There are seven sheriffs, seven boards of commissioners, 15 chiefs of police, 15 boards of aldermen and the Cherokee Tribal Council.
“Each and every area in the county, when they call upon me, they’re concerned with whatever question or issue that they’re addressing and I’m concerned about it too, but I’m also concerned about all these other people that are calling me,” Bonfoey said. “I try to handle it all, but obviously some things need immediate attention and some things can be delayed a short period of time.”
It’s a balancing act that pits working as an attorney against carrying out the administrative obligations of the job. Most of the time, Bonfoey isn’t the one in the courtroom.
“I’m trying generally the high profile, most serious cases, so I’m not in the trenches on a week-in, week-out basis,” he said.
The 30th Judicial District is the largest district in the state geographically. There are nine assistant district attorneys assigned to cover the area, with a higher caseload per assistant district attorney than the state average.
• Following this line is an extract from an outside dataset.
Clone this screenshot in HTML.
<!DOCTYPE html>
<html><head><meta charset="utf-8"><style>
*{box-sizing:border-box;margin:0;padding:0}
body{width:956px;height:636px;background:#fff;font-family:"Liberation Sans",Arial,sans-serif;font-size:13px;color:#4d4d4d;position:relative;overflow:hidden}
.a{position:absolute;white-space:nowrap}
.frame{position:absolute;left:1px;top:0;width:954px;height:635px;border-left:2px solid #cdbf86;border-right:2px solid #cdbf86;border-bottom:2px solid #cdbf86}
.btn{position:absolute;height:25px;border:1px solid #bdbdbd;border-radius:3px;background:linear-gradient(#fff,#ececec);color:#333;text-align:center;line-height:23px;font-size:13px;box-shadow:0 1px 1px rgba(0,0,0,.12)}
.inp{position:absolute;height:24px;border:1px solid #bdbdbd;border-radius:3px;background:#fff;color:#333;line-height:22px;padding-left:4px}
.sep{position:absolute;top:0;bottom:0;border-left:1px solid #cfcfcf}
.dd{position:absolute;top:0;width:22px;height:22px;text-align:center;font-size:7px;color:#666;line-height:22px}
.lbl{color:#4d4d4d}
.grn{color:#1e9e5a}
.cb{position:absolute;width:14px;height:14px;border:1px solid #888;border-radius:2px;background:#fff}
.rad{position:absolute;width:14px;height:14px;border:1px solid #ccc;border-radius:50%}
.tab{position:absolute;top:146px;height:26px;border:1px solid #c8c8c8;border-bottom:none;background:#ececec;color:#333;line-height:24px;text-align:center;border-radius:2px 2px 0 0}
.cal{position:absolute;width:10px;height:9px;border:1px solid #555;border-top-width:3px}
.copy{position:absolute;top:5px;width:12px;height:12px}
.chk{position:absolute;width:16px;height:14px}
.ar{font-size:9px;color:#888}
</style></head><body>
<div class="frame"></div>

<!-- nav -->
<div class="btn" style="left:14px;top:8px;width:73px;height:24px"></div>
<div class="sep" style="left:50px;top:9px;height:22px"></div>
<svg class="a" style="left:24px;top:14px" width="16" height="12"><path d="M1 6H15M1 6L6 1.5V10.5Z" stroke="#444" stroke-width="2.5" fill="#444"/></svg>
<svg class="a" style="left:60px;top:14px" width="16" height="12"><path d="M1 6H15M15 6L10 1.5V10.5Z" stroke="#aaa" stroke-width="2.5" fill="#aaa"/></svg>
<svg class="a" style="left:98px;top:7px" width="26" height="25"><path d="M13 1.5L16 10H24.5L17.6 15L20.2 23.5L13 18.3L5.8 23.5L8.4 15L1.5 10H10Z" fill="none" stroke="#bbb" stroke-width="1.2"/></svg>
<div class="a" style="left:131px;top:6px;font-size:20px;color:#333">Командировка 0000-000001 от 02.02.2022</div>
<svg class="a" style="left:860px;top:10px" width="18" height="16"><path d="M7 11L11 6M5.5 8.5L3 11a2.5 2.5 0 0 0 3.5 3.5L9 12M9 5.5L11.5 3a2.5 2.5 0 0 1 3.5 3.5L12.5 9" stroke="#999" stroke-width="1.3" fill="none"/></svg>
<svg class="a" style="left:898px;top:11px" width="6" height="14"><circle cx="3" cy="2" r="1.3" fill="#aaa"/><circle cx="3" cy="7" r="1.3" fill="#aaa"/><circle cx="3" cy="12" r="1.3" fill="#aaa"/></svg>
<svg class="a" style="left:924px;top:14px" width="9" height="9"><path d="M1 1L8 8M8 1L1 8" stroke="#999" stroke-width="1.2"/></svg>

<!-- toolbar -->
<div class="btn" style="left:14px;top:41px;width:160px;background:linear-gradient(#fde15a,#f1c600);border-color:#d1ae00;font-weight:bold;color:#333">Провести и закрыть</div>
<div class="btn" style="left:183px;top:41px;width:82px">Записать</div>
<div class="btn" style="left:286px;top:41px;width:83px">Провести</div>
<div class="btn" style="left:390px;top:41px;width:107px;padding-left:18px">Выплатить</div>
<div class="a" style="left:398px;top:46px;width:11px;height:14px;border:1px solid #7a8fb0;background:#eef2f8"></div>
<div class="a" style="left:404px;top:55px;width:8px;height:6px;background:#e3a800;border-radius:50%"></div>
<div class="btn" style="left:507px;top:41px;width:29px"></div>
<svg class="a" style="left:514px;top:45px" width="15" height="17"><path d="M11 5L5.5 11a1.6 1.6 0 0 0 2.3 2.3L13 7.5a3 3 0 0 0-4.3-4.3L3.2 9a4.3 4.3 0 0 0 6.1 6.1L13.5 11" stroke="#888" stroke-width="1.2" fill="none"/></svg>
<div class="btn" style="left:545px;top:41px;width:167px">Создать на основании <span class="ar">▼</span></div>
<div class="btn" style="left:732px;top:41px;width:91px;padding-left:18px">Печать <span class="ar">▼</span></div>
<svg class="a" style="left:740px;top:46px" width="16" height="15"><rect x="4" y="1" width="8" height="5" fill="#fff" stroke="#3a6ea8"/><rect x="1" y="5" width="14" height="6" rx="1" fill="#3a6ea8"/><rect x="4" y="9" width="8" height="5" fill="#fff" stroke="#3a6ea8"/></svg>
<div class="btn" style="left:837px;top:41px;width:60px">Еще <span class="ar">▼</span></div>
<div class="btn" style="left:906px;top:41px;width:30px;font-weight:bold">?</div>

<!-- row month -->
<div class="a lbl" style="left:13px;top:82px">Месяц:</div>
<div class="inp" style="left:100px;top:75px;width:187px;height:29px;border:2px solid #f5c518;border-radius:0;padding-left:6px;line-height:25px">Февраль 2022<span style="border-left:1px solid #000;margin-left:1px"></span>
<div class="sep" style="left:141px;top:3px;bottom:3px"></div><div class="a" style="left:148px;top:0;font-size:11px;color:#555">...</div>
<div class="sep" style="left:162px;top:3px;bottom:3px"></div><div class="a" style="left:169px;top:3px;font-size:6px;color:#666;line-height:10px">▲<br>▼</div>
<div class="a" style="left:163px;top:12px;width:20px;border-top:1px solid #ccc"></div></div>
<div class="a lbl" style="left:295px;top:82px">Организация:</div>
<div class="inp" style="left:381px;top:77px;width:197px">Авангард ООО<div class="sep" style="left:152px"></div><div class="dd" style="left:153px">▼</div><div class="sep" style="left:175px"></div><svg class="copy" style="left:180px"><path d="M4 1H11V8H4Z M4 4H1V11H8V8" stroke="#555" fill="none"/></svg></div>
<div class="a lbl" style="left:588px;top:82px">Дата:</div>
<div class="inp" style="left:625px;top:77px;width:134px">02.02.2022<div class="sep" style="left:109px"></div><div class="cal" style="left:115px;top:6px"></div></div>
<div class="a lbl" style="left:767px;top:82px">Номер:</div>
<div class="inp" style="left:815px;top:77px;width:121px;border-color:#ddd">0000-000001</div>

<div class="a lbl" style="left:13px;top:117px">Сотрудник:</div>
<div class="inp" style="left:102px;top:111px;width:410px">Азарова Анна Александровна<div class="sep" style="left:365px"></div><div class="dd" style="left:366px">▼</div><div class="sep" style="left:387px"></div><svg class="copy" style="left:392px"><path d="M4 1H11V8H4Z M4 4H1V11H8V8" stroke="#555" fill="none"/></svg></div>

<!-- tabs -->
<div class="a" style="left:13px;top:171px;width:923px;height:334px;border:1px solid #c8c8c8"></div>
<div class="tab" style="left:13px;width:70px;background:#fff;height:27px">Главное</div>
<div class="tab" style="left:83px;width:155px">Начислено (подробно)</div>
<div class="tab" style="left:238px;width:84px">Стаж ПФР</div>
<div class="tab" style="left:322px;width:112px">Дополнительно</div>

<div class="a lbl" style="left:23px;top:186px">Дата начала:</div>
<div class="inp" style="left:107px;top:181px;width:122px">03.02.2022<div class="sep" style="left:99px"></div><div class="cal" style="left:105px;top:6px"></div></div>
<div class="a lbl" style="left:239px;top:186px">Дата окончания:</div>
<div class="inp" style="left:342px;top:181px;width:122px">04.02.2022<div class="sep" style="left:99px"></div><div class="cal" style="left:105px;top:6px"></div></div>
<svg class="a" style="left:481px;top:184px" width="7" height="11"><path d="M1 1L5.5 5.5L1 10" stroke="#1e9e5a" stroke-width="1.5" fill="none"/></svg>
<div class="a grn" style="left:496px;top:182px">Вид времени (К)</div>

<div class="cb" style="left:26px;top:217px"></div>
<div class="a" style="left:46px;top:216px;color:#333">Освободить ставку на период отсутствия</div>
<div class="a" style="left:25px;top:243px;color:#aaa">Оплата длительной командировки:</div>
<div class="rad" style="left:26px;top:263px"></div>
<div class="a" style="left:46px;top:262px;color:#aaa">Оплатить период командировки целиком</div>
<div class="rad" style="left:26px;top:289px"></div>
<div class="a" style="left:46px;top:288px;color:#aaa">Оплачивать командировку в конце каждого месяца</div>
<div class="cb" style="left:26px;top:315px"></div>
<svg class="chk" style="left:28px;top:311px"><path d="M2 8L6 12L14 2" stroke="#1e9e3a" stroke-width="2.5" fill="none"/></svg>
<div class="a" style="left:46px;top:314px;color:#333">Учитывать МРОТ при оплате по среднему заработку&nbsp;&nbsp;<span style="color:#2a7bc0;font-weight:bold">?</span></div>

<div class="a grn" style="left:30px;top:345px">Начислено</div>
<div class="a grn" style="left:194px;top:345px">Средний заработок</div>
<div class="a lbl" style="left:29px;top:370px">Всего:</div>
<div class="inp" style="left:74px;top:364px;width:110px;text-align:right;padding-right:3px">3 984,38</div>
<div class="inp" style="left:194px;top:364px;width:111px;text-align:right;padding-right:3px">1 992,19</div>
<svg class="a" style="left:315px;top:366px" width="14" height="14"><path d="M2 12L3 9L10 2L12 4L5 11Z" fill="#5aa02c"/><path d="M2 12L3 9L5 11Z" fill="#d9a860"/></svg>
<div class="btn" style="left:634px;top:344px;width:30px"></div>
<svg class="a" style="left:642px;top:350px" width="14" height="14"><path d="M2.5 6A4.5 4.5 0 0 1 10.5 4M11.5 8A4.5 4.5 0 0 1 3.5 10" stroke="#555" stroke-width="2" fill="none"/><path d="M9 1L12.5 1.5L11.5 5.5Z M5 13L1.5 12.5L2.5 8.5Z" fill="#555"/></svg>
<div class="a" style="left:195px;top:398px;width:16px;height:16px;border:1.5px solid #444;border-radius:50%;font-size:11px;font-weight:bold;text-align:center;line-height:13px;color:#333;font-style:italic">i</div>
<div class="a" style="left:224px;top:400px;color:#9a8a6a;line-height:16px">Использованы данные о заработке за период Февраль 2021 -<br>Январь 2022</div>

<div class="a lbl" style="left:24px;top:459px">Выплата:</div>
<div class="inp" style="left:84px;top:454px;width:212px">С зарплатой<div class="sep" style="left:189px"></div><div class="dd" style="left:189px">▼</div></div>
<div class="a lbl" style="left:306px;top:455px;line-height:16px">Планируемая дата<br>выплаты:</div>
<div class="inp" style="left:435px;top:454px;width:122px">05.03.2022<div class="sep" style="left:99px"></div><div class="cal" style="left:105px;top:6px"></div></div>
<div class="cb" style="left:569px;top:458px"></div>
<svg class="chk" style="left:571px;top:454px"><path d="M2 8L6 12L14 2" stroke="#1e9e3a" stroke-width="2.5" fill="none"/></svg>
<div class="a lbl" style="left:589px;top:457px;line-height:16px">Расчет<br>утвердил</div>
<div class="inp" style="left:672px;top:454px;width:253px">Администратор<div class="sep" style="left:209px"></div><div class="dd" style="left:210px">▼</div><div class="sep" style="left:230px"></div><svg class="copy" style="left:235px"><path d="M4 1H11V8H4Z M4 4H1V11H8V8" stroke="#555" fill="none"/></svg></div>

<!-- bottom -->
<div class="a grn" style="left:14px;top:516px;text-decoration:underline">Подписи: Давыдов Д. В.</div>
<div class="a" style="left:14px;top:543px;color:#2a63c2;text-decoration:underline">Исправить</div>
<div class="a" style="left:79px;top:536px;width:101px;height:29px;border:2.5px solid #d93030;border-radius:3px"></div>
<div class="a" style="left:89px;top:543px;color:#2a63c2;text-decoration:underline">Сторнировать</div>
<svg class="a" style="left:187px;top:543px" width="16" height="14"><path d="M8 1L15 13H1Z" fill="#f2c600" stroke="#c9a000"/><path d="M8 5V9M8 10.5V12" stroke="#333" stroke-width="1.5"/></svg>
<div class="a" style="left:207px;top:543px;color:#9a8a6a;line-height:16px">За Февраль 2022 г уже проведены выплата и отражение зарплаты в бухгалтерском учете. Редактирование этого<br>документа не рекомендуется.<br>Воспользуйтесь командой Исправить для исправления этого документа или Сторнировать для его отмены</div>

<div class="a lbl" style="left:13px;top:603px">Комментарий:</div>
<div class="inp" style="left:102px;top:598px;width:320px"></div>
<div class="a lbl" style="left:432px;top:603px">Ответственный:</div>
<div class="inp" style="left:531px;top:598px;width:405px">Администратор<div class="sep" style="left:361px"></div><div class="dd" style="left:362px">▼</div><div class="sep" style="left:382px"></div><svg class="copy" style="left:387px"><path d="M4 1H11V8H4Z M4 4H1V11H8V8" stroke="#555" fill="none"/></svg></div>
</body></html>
Nevertheless, the district average for disposing of felony cases is less than the statewide average — 210 days versus 245 days. In Haywood County, where the caseload is the highest, the average is 176 days.
Bonfoey says these numbers dispel what Forga has made a primary campaign point.
“I would like to get the number of pending cases down to a more acceptable level,” she said.
Pending Superior Court filings rose dramatically after Bonfoey took office in 2003. Case filings from 2003 to 2005 rose 27.1 percent. However, cases pending rose 116.5 percent.
“A lot of us who practice law are saying, ‘How did we get to this point?’” Forga said.
However, Bonfoey said that filings and pending cases are subject to a natural ebb and flow. Overall, state felony filings have risen and the district is no different. The mountains, perfect hiding places for methamphetamine labs, were victims of the epidemic as evidenced by the rise in drug cases. From 2000 to 2006, drug cases have risen 364 percent in Haywood County alone, and throughout the district they’ve risen 105 percent.
Allegations that there is a backlog of cases are wrong, Bonfoey said, citing his ADA’s larger workload.
“Oh yeah, we’re doing as effective a job,” Bonfoey said. “I’ve hired very dedicated people who are doing a super job. Part and parcel to that fortunately, knock on wood, we don’t have the number of murders that the urban areas might have or some other areas in our state. Knock on wood, we don’t want them.”
Forga said that a large part of the problem has been that there is over-scheduling within the DA’s office, with trial calendars coming out with more cases than any attorney could realistically prepare for.
“So what we end up with is this guessing game,” she said.
Bonfoey said it’s all part of the job.
“Assistant district attorneys have to be very nimble,” he said.
Defendants typically don’t tell the DA’s office how they’re going to plead to charges. Often, the decision isn’t even made until they get to court, Bonfoey said. If a series of defendants plead guilty, cases lower down on the calendar suddenly move up. If someone who might be expected to plead guilty doesn’t, then a case most likely goes to trial.
Forga said that she would like this system to change.
“I would like for plea offers to be made in writing,” she said.
However, the calendar can change for other unforeseen reasons — an officer gets sick, a defense lawyer has a conflict.
“So much of it is not in my control as a district attorney,” Bonfoey said. “We just have to be ready for all of the possibilities, and we generally are.”
Forga said that more can be done, though. Communication is key to effective operations through out the entire court system, Forga said.
“I think the process becomes more efficient when we know who’s on first,” she said. “People have said I don’t have a plan. I do have a plan, but it’s all dealing with the attorney’s goings-on with court.”
But improving DA office operations also would mean taking a step back from Bonfoey’s current role as an advocate for legal change, Forga said. In the wake of Bonnie Woodring’s murder at the Jackson County Reach Shelter, Bonfoey has proposed legislative changes that would bring more funding to shelters to improve security and increase charges for violence on shelter grounds. Forga said that’s not the DA’s job.
“The job of the DA is to fairly and justly administer the laws of the state,” she said.
Forga said that if elected she would no more consider herself an advocate than any other individual.
“My voice alone wouldn’t make anything happen,” she said.
“I guess as District Attorney I’m going to speak on any subject and champion any issue that’s going to help us prevent crime and prevent people from becoming victims,” he said. “In our society we should all do that just as concerned citizens.”
The benefit to the DA’s office is that working as an advocate may in turn reduce the crimes that come through the court system, Bonfoey said.